About the book Walk On!
The knots in Šajtinac’ book are so witty that they can make you sick and ache. Not with pain, but with a mouthful of juicy words. What are the travel journals in Walk On! like? Are they? They are wild! Just like the journeys. Covering distances in space and time. Distances in (one’s own) self. Between Great Bečkerek and Great Britain. Between Orkney and Kosovo. Čurug and Chicago. From Banat to the Baltic. From Turija to Tunguska. And Sumatra, naturally… From an old clearing to a new crop field. Distances not even the author himself knows. Friends and relatives. The living and the dead. Through the Heaven and Hell. Sex and alcohol. With a full heart. With a mouth full of warm sentences. Juicy.
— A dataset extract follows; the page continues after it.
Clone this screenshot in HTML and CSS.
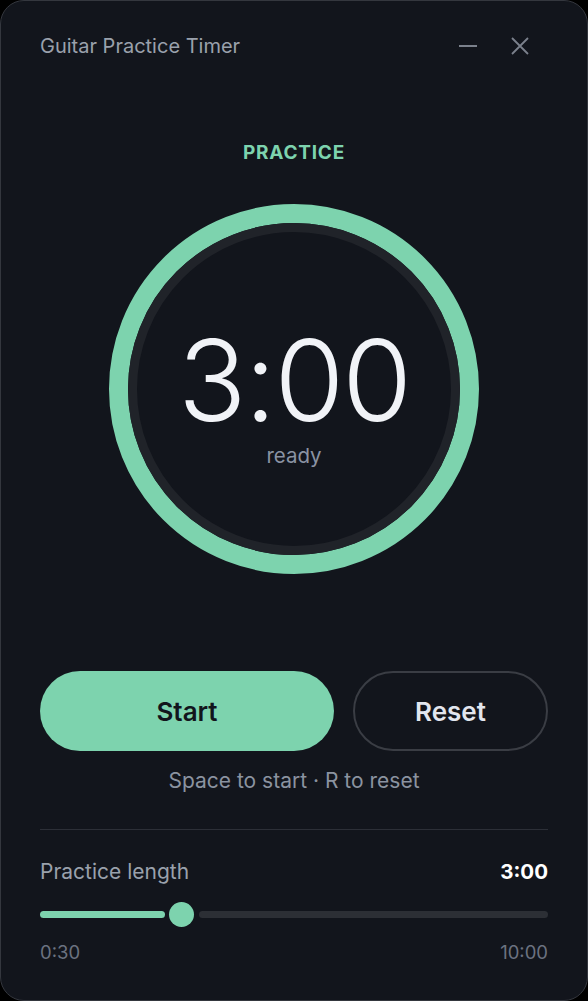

Alive.
Ever since his debut novel Čuda prirode (Miracles of Nature), the collection of stories Čemer (Woe)and the correspondence with his father, the unique work of the world literary heritage, Nada stanuje na kraju grada (Nada Lives on the Edge of Town), I have often imagined Uglješa as someone who disseminates empathy. Emits emotions. Too wide for the (op)pressed text. Yet: ‘Then a take a solemn oath, under the bell, at noon, to dedicate my whole life ahead of me to write a ruling which would acquit myself of anyone’s possible empathy. It is strenuous work and requires a whole person…’ A whole writer who we are listening to while reading Walk On!. Not only his teeth and mouth, but most of all his passionate breath and the rhythm of a heart so open that it can engulf entire Pannonia.